Ho sedici anni e una parte rilevante della mia identità è da me affidata ai circuiti virtuali. Forse dire «affido una parte rilevante della mia identità» può suonare eccessivo. Ma, se considero quanto mi siano divenuti indispensabili computer, Ipad e cellulare e quanto sia essenziale alla mia vita il ricorso quotidiano che ne faccio e, fosse solo per il numero delle ore in cui sono collegata e chatto e navigo, il termine «eccessivo» mi appare persino riduttivo. E poi: eccessivo rispetto a che? Se eccessivo vale per «oltre misura» e indica un superamento improprio, un non stare entro i giusti limiti, mi chiedo: in quale ulteriore campo della mia identità il virtuale deborderebbe, dilagherebbe?

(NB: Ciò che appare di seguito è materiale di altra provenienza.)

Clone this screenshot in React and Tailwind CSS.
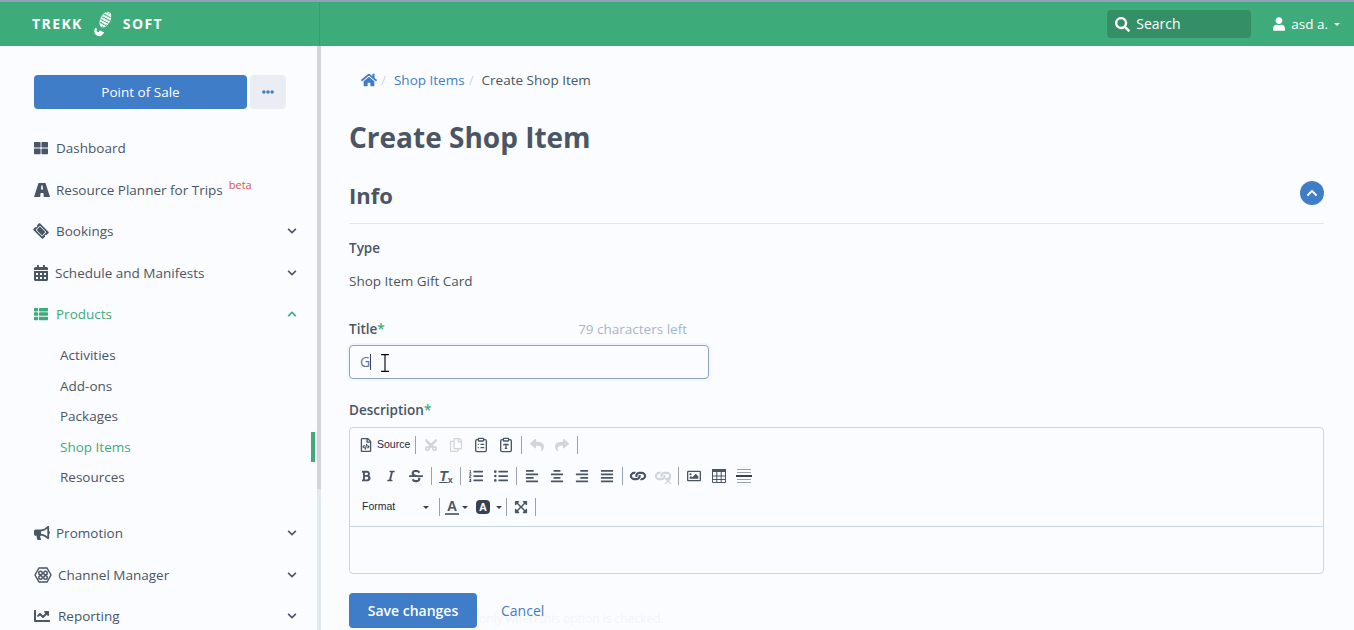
import React from "react";
import {
  FaThLarge, FaTicketAlt, FaCalendarAlt, FaThList, FaBullhorn, FaChartLine, FaHome,
  FaSearch, FaUser, FaChevronDown, FaChevronUp, FaEllipsisH, FaCut, FaRegCopy,
  FaReply, FaShare, FaBold, FaItalic, FaStrikethrough, FaListOl, FaListUl, FaAlignLeft,
  FaAlignCenter, FaAlignRight, FaAlignJustify, FaLink, FaRegImage, FaExpandArrowsAlt,
  FaRegFileCode,
} from "react-icons/fa";
import { ClipboardList, ClipboardType, X } from "lucide-react";

const Boot = () => (
  <svg viewBox="0 0 20 28" className="w-5 h-7">
    <g transform="rotate(28 10 14)">
      <ellipse cx="10" cy="9" rx="5" ry="8.5" fill="#fff" />
      <path d="M10 21 H15 C15 25 13 27 10 27 C7 27 5 25 5 21 H7 C7 24 9 24 10 23 Z" fill="#fff" />
      <g stroke="#3eab7a" strokeWidth="0.8">
        <path d="M6 5 H14 M5.5 8 H14.5 M5.5 11 H14.5 M6 14 H14" />
        <path d="M8 1 V16 M10.5 1 V17 M13 1 V16" strokeDasharray="1.5 1.5" />
      </g>
    </g>
  </svg>
);

const RoadIcon = () => (
  <svg viewBox="0 0 16 16" className="w-4 h-4" fill="currentColor">
    <path fillRule="evenodd" d="M4.5 1 H11.5 L16 15 H9.8 L9.4 11 H6.6 L6.2 15 H0 Z M7.3 3.5 H8.7 L9 7.5 H7 Z" />
  </svg>
);

const ChannelIcon = () => (
  <svg viewBox="0 0 18 16" className="w-4.5 h-4" fill="none" stroke="currentColor" strokeWidth="1.4">
    <path d="M5 1 H13 L17 8 L13 15 H5 L1 8 Z" />
    <circle cx="6.5" cy="6" r="1.8" />
    <circle cx="11.5" cy="6" r="1.8" />
    <circle cx="6.5" cy="10.5" r="1.8" />
    <circle cx="11.5" cy="10.5" r="1.8" />
  </svg>
);

const TableIcon = () => (
  <svg viewBox="0 0 14 14" className="w-3.5 h-3.5" fill="none" stroke="currentColor">
    <path d="M0 1.5 H14" strokeWidth="3" />
    <path d="M.5 0 V13.5 H13.5 V0 M0 7 H14 M0 10.5 H14 M4.8 3 V14 M9.2 3 V14" strokeWidth="1" />
  </svg>
);

const topItems = [
  { label: "Dashboard", icon: <FaThLarge className="w-3.5 h-3.5" />, gap: "w-5.5", space: "mb-0.5" },
  { label: "Resource Planner for Trips", icon: <RoadIcon />, gap: "w-5.5", beta: true, space: "mb-px" },
  { label: "Bookings", icon: <FaTicketAlt className="w-3.5 h-3.5 rotate-45" />, gap: "w-5.5", arrow: true, space: "mb-0.5" },
  { label: "Schedule and Manifests", icon: <FaCalendarAlt className="w-3.5 h-4" />, gap: "w-5.25", arrow: true, space: "mb-px" },
];

const subItems = [
  { label: "Activities", space: "mb-px" },
  { label: "Add-ons" },
  { label: "Packages", space: "mb-px" },
  { label: "Shop Items", active: true },
  { label: "Resources" },
];

const bottomItems = [
  { label: "Promotion", icon: <FaBullhorn className="w-4 h-4" />, gap: "w-5.5", space: "mb-0.5" },
  { label: "Channel Manager", icon: <ChannelIcon />, gap: "w-6", space: "mb-px" },
  { label: "Reporting", icon: <FaChartLine className="w-4 h-4" />, gap: "w-6" },
];

const NavRow = ({ item }) => (
  <a className={`flex items-center h-10 ${item.space || ""}`}>
    <span className={`${item.gap} shrink-0`}>{item.icon}</span>
    <span>{item.label}</span>
    {item.beta && <sup className="ml-1.5 text-[11px] text-[#d9534f]">beta</sup>}
    {item.arrow && <FaChevronDown className="ml-auto w-2.5 h-2.5" />}
  </a>
);

const Sidebar = () => (
  <aside className="relative w-[321px] shrink-0 pl-8.5 pr-6 pt-7.25">
    <div className="flex gap-0.75 mr-2.75">
      <button className="flex-1 h-8.5 rounded bg-[#3f7dc8] font-medium text-white">Point of Sale</button>
      <button className="w-9 h-8.5 rounded bg-slate-200/70 flex items-center justify-center text-[#3f7dc8]">
        <FaEllipsisH className="w-3 h-3" />
      </button>
    </div>
    <nav className="mt-4.75">
      {topItems.map((item) => <NavRow key={item.label} item={item} />)}
      <a className="flex items-center h-10 text-[#3eab7a]">
        <FaThList className="w-3.5 h-3.5 mr-2" />
        <span>Products</span>
        <FaChevronUp className="ml-auto w-2.5 h-2.5" />
      </a>
      <ul className="mt-1.5 pl-6.5">
        {subItems.map((sub) => (
          <li key={sub.label} className={`relative flex items-center h-7.5 ${sub.space || ""} ${sub.active ? "text-[#3eab7a]" : ""}`}>
            {sub.label}
            {sub.active && <span className="absolute -right-4.5 top-0 w-1 h-full bg-[#3eab7a]" />}
          </li>
        ))}
      </ul>
      <div className="mt-5.25">
        {bottomItems.map((item) => <NavRow key={item.label} item={{ ...item, arrow: true }} />)}
      </div>
    </nav>
    <div className="absolute right-0 top-0 bottom-0 w-1 bg-slate-200">
      <div className="w-full h-[443px] bg-zinc-300" />
    </div>
  </aside>
);

const Btn = ({ children, light, narrow }) => (
  <span className={`${narrow ? "w-5.5" : "w-6"} h-6 relative flex items-center justify-center ${light ? "text-gray-300" : "text-gray-600"}`}>{children}</span>
);
const Sep = () => <span className="w-px h-4.5 mx-0.5 bg-gray-400" />;
const Arrow = () => <span className="border-x-[3px] border-t-[3px] border-x-transparent border-t-gray-700" />;
const ic = "w-3.5 h-3.5";

const Toolbar = () => (
  <div className="pt-0.5 pb-1 px-1 border-b border-slate-300 font-['Liberation_Sans',sans-serif]">
    <div className="flex items-center gap-px h-7.5 mb-px">
      <Btn><FaRegFileCode className={ic} /></Btn>
      <span className="text-[10.5px] text-gray-800 -ml-0.5 mr-0.5">Source</span>
      <Sep />
      <Btn light><FaCut className={`${ic} -rotate-90`} /></Btn>
      <Btn light><FaRegCopy className={ic} /></Btn>
      <Btn><ClipboardList className="w-4 h-4" /></Btn>
      <Btn><ClipboardType className="w-4 h-4" /></Btn>
      <Sep />
      <Btn light><FaReply className={ic} /></Btn>
      <Btn light><FaShare className={ic} /></Btn>
      <Sep />
    </div>
    <div className="flex items-center gap-px h-7.5 mb-px">
      <Btn><FaBold className="w-3 h-3" /></Btn>
      <Btn><FaItalic className="w-3 h-3" /></Btn>
      <Btn><FaStrikethrough className={ic} /></Btn>
      <Sep />
      <Btn narrow>
        <span className="italic font-bold text-sm leading-none underline">T</span>
        <span className="text-[9px] font-bold leading-none mt-2">x</span>
      </Btn>
      <Sep />
      <Btn><FaListOl className={ic} /></Btn>
      <Btn><FaListUl className={ic} /></Btn>
      <Sep />
      <Btn><FaAlignLeft className={ic} /></Btn>
      <Btn><FaAlignCenter className={ic} /></Btn>
      <Btn><FaAlignRight className={ic} /></Btn>
      <Btn><FaAlignJustify className={ic} /></Btn>
      <Sep />
      <Btn><FaLink className={`${ic} rotate-45`} /></Btn>
      <Btn light>
        <FaLink className={`${ic} rotate-45`} />
        <X className="absolute right-0.5 bottom-0.5 w-2.5 h-2.5" strokeWidth={3} />
      </Btn>
      <Sep />
      <Btn><FaRegImage className={ic} /></Btn>
      <Btn><TableIcon /></Btn>
      <span className="w-6 h-6 flex flex-col items-center justify-center gap-0.5">
        <span className="w-3.5 h-px bg-gray-400" />
        <span className="w-3.5 h-px bg-gray-400" />
        <span className="w-4 h-0.5 bg-gray-700" />
        <span className="w-3.5 h-px bg-gray-400" />
        <span className="w-3.5 h-px bg-gray-400" />
      </span>
    </div>
    <div className="flex items-center h-7.5">
      <span className="w-20.75 pl-2 pr-2 flex items-center justify-between text-[10.5px] text-gray-800">
        Format
        <Arrow />
      </span>
      <Sep />
      <span className="w-5 flex flex-col items-center">
        <span className="text-sm font-bold text-gray-600 leading-none">A</span>
        <span className="w-3.5 h-0.5 bg-gray-500" />
      </span>
      <Arrow />
      <span className="w-2" />
      <span className="w-3.5 h-3.5 mr-1.5 rounded-sm bg-gray-700 text-white text-[11px] font-bold flex items-center justify-center">A</span>
      <Arrow />
      <span className="w-0.5" />
      <Sep />
      <Btn><FaExpandArrowsAlt className={ic} /></Btn>
      <Sep />
    </div>
  </div>
);

export default function App() {
  return (
    <div className="h-screen overflow-hidden bg-[#fbfcff] font-['Open_Sans',sans-serif] text-[13.5px] text-gray-600">
      <header className="flex h-11.5 border-t-2 border-slate-400 bg-[#3eab7a] text-white">
        <div className="w-80 shrink-0 border-r border-[#389c6f] pl-8 flex items-center">
          <span className="text-sm font-bold tracking-widest">TREKK</span>
          <span className="mx-2.5"><Boot /></span>
          <span className="text-sm font-bold tracking-widest">SOFT</span>
        </div>
        <div className="flex-1 flex items-center justify-end pr-3.5">
          <div className="w-36 h-7 rounded-sm bg-[#348f67] flex items-center pl-2">
            <FaSearch className="w-3.75 h-3.75" />
            <span className="ml-1.5 text-sm">Search</span>
          </div>
          <FaUser className="ml-5.5 w-3 h-3.5" />
          <span className="ml-1.5">asd a.</span>
          <span className="ml-1.5 border-x-[3px] border-t-[3px] border-x-transparent border-t-white" />
        </div>
      </header>

      <div className="flex">
        <Sidebar />
        <main className="flex-1 min-w-0 pl-7 pr-7.5 pt-6">
          <div className="flex items-center pl-3">
            <FaHome className="w-4 h-4 text-[#3f7dc8]" />
            <span className="ml-1 text-gray-300">/</span>
            <a className="ml-2 text-[#3f7dc8]">Shop Items</a>
            <span className="ml-1 text-gray-300">/</span>
            <span className="ml-2">Create Shop Item</span>
          </div>

          <h1 className="mt-7 text-[28px] leading-9.5 font-bold">Create Shop Item</h1>

          <div className="mt-6 pb-3.25 flex items-center justify-between border-b border-slate-200">
            <h2 className="text-[22px] leading-7.5 font-bold">Info</h2>
            <button className="mb-1 w-6 h-6 rounded-full bg-[#3f7dc8] flex items-center justify-center text-white">
              <FaChevronUp className="w-3 h-3" />
            </button>
          </div>

          <div className="mt-3.5 font-semibold">Type</div>
          <div className="mt-3">Shop Item Gift Card</div>

          <div className="mt-7 w-84.5 flex justify-between font-semibold">
            <span>Title<span className="text-[#3eab7a]">*</span></span>
            <span className="font-normal text-slate-400/80">79 characters left</span>
          </div>
          <div className="relative mt-1.5 w-90 h-8.5 rounded border border-slate-400 ring-2 ring-blue-50 flex items-center pl-2.5 text-sm text-slate-500">
            G<span className="w-px h-4 bg-slate-700" />
            <svg viewBox="0 0 9 16" className="absolute left-7.5 top-2 w-2.5 h-4.5 text-black" fill="none" stroke="currentColor" strokeWidth="1">
              <path d="M1 .5 H8 M4.5 .5 V15.5 M1 15.5 H8" />
            </svg>
          </div>

          <div className="mt-5.25 font-semibold">Description<span className="text-[#3eab7a]">*</span></div>
          <div className="mt-1.75 rounded border border-slate-300">
            <Toolbar />
            <div className="h-11.5" />
          </div>

          <div className="relative mt-4.75 flex items-center">
            <button className="relative z-10 w-32 h-8.75 rounded bg-[#3f7dc8] text-sm font-semibold text-white">Save changes</button>
            <a className="relative z-10 ml-6 text-sm text-[#3f7dc8]">Cancel</a>
            <span className="absolute left-6 top-4.5 text-xs text-slate-100">This item is shown only when this option is checked.</span>
          </div>
        </main>
      </div>
    </div>
  );
}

La mia identità è pervasa dalla relazione costante, permanente che intrattengo con il virtuale. Un esempio. Studio con il computer. La mia ricerca consiste nell’attivare motori di ricerca. Scarico i testi degli autori previsti dai programmi scolastici. Ovvero: non leggo per intero un saggio, un articolo, un libro, ma digito la parola sulla quale devo svolgere il mio compito o prepararmi per l’interrogazione in classe.

Se voglio ben figurare, cerco la medesima parola in un secondo autore e, una volta trovata, metto la frase in cui appare accanto al passo dell’autore che mi è stato assegnato. Scelgo tra i riferimenti bibliografici relativi uno o due brani critici da copiare e incollare. Combino così un elaborato che può essere il tema scritto o la scaletta per l’interrogazione orale. Mi sfugge la forma ‘conclusa’ del libro, ma seguo lo scorrere continuo delle frasi in un nastro dove non c’è il principio e non c’è la fine. Ogni affermazione sulla quale mi attesto è enucleata dal suo contesto. Labili fili la legano al corso del ragionamento che possa averla motivata e restano per me debolissime le connessioni di ordine storico. Non tocco l’argomento «scrivere». Potrei dire che molto digito e digitando mi appare un mondo scritto che leggo o, forse più appropriatamente, osservo come una successione di quadri sinottici. Faccio così soprattutto ricorso ad una dote ‘visiva’ che in larga misura mi è imposta dalla scansione per ‘finestre’, dal susseguirsi delle schermate. Questi i sommari e parziali accenni alle mia dimensione scolastica.

Per quanto riguarda l’universo delle mie relazioni amicali e sentimentali, non saprei descriverle prescindendo dalla fotocamera e dalla videocamera del mio smartphone, che impiego regolarmente. Una presenza parallela alla quasi totalità degli incontri e delle occasioni di scambio e di relazione. “Presenza parallela” è mal detto. Essa non corre accanto. Piuttosto, quando vivo il mio universo sentimentale (e amoroso) e lo esprimo e colloco nel virtuale, sento la strada o l’aula della mia classe come un luogo “parallelo”, che mi è d’accanto o mi circonda, ma non mi attraversa.

Lo stesso potrei dire della mia stanza, pur invasa di ‘cose’ mie diversamente dagli altri ambienti della casa: sfuma dietro di me, non la percepisco che come oscurità, mentre si apre la luminosa realtà on-line del mio computer. È la registrazione video, è la foto che fanno la ‘presenza’, che certificano il mio gesto e il gesto degli amici, il tempo e il luogo. Fissano il senso di un incontro e restituiscono, a me e a gli altri, la attestazione della realtà dei miei atti. Atti, ovvero: scelte, comportamenti, stili, sentimenti, complicità, emozioni. Ieri, dopo la scuola, ci siamo baciati e il nostro bacio l’abbiamo filmato col telefonino e l’abbiamo mandato ai nostri amici. Ho passato la serata a parlare in Skipe con lui. Guardandoci abbiamo fatto l’amore.